For David, and other new, ‘experimental’ writers. I envy your interest and work in that area. I loved, and occasionally still practice it myself. It is a great teacher of narrative, of image, of patterns. It can open the mind like the breath of a fresh haiku.
However—-never think you have discovered anything new. It’s ALL been done before. From automatic writing to flash fiction to…you name it. Lit critics are as good as New York fashion folk in slapping new names to old concepts. Have you ever read Raymond Queneau? Jean-Francois Bory? Henri Michaux? Apollinaire? How concrete can writing get? kitasono katue’, Gerhard Ruhn, Carlo Belloli, ??? If you’ve never met Francis Ponge upon the page—you’re in for one hell of an introduction. He’ll steal your mind away. The diaries of Gombrowwicz will take you to places you cannot imagine.
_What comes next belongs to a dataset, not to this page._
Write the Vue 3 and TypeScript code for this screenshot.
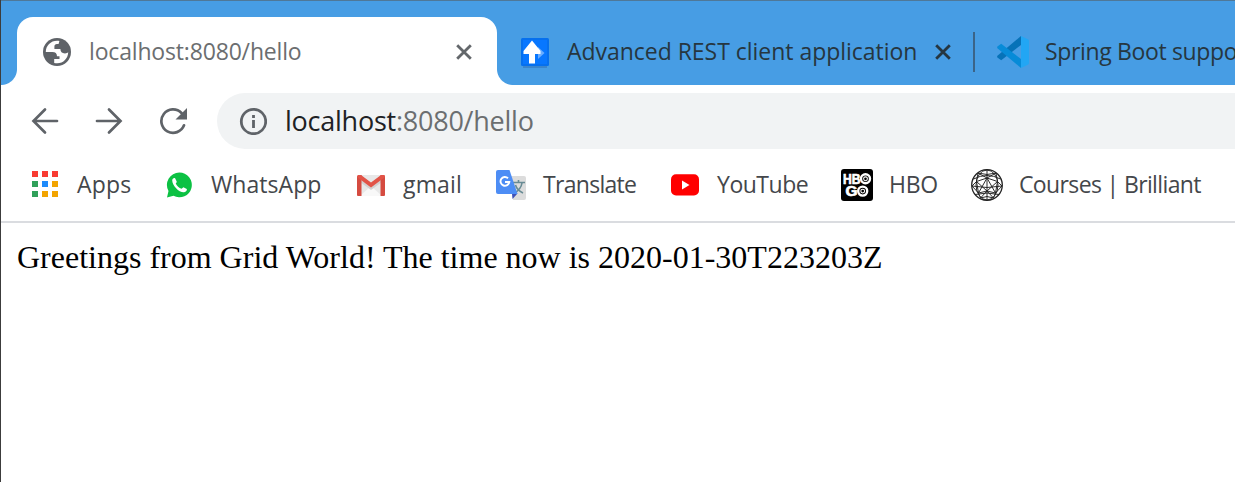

If essay is your calling: what’s a feuilleton (see Ludvik Vaculik) or a cronica (see Clarice Lispector)—which may be different names for things we already know, though conceived in different ways.
Bern Porter comes to mind too…once published by Something Else Press in the early 70’s—which was really something else. Both the press and the lively literary times. Find every Something Else Press book or pamphlet you can lay your hands on. Look up Dick Higgins sometime—boy, could he/did he set the table for a language feast. What else can a writer do and learn about us—experimenting with our everyday language of life?
No, you have not discovered something new. You are only fine-tuning the process but—with any luck, making it a little more your own. Which is no little thing.
Sooner or later, as I said before, it all comes back to story. Where it begins. If you lose that in the process of experimenting with words to make meaning, you’ve lost your reader and yourself.
ULYSSES is just an old, old story. Made different, anew, alive in the language of Joyce.